For both correlation tests:

- 3. Calculate T-Score: The correlation coefficient is used to calculate the t-score, which involves the sample size.
- Determine Degrees of Freedom: The degrees of freedom (dof) is calculated as the sample size minus 2.
- Compute P-Value: The t-score and degrees of freedom are used to determine the p-value, indicating the significance of the correlation.

By performing these tests automatically and highlighting the most relevant columns, AddMaple’s statistics engine surfaces hidden insights and saves you time.

## How to use in AddMaple

At AddMaple we want to make these powerful statistical techniques easy to use and explore. Rather than ask you to choose a complex set of options, we choose the most appropriate tests, run them automatically and present the results to you in an intuitive manner.

Please see examples below of the different ways in which we present these results back to you.

### Related Columns

When you expand on any column in AddMaple, we run all the calculations as described above. The results are show in the stats tab. In the image below we can see that AddMaple has found a moderate relationship between "Age Category" and "Device Used".

### Relationship Highlight

When clicking on a related column, AddMaple will take you to a pivot chart with the relationship highlight. For example in the image below we can see Age Category vs Device Used, with a clear preference for Tablets among the 65+ age category. AddMaple provides a highlight sentence about the relationship - in this case it is a moderate relationship.

### Relationship Overview

By clicking on the "See more" link or on the "Stats" tab, AddMaple will give you more details on the relationship. We give a series of dynamic paragraphs depending on the columns chosen, the statistical test that was run, and the results of that test. In the example below you can see an explanation of how the Chi-Square results for "Age" vs "Device Used".

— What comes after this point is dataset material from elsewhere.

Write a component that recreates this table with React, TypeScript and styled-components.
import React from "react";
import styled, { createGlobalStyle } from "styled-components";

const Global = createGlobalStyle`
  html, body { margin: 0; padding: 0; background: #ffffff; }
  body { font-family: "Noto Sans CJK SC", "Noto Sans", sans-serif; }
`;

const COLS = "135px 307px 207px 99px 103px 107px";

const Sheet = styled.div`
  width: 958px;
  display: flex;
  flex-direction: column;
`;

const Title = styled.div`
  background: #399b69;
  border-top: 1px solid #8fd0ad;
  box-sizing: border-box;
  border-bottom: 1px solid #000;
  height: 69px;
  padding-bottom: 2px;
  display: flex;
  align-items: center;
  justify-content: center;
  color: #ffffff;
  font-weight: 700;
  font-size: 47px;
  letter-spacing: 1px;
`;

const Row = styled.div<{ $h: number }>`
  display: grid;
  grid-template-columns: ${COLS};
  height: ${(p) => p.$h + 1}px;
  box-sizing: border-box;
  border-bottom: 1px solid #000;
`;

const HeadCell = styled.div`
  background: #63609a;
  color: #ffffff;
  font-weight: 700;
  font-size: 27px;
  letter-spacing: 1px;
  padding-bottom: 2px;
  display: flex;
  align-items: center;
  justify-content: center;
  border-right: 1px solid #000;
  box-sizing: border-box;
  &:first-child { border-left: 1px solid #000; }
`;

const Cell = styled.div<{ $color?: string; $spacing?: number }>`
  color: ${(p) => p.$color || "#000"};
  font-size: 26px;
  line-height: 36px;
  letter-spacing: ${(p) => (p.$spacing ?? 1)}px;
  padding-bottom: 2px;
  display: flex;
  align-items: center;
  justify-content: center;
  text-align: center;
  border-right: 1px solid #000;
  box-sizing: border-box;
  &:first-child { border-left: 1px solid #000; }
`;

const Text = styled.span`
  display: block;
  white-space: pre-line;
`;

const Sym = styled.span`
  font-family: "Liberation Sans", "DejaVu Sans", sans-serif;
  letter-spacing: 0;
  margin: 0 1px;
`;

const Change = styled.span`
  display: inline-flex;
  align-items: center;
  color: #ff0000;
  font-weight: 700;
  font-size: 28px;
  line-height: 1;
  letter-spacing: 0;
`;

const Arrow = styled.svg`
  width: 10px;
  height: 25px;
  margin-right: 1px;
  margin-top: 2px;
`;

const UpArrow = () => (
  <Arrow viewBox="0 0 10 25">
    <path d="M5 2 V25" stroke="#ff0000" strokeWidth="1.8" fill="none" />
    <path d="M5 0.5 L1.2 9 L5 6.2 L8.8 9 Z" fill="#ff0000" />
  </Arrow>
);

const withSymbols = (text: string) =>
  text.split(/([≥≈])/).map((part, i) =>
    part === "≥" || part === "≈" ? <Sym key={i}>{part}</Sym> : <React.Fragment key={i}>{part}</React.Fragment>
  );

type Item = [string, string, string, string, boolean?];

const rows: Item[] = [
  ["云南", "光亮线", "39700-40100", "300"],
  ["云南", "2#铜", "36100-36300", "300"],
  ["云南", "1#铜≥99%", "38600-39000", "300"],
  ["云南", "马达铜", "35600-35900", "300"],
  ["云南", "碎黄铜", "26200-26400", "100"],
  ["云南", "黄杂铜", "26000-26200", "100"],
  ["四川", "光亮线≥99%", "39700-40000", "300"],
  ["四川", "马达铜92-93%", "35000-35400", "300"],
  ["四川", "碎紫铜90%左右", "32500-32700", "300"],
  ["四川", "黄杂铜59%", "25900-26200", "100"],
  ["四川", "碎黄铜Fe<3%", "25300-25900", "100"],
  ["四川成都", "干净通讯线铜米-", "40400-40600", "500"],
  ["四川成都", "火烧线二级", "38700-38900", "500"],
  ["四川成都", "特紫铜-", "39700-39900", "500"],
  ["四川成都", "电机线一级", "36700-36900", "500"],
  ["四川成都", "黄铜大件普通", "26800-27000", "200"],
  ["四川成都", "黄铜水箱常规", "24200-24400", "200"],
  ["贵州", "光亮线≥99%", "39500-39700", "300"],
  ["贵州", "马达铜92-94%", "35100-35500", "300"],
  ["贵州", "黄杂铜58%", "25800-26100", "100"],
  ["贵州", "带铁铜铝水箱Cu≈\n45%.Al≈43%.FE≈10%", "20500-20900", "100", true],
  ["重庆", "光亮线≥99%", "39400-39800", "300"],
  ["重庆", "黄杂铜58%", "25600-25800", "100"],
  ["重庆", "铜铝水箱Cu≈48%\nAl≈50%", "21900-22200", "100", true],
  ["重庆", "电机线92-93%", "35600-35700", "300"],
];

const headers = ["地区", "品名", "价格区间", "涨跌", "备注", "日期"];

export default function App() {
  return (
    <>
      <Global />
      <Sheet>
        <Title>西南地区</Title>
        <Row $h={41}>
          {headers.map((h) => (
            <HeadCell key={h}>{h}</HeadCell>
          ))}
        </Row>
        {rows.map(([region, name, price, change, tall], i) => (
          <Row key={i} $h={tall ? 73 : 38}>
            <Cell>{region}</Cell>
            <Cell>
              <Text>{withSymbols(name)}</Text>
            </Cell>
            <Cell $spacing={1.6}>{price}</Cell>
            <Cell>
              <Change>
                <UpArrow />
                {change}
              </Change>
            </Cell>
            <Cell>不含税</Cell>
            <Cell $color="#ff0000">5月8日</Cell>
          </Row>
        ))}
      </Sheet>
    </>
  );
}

### The numbers behind the overview

Below the overview we provide the underlying numbers from the stats tests performed. If you hover the name of each item we give a clear description of what the number is and how it was calculated.

### Further Insights

Where applicable we run additional tests between categories. In the below example you can see that while there is a moderate relationship overall between "Age Category" and "Device Used", there is a strong relationship when comparing Smartphone users vs Laptop and Tablet users. This analysis helps you dive deeper to understand the particular categories that are having the biggest impact on the relationship.

### Visual Exploration on the Chart Dashboard

When you've pivoted by a single column, you are able to go back to the chart dashboard and view all other columns pivoted by that column. The columns are ordered by the strength of the relationship. This allows you to quickly explore visually the impact of one column on all other columns in your dataset. Below we can see the two columns with the strongest relationship to "Age Category".

For further details on how to run each type of test please see these guides:

## Conclusion

AddMaple's new statistics engine is designed to make your data analysis process more efficient and insightful. By automatically selecting and performing the appropriate statistical tests, it saves you time and reduces the complexity of your workflow. Whether you are an experienced analyst or new to data statistical tests, AddMaple helps you quickly uncover significant relationships and hidden insights in your data. With the ability to highlight the most relevant columns and provide clear visualizations, AddMaple ensures that you can focus on getting useful insights from your data in as short a time as possible.

We are a small team passionate about making data analysis fast, intuitive and fun. We are continually improving this feature, if there is something you'd like to see, then please let us know. We hope this module helps you uncover hidden insights in your data.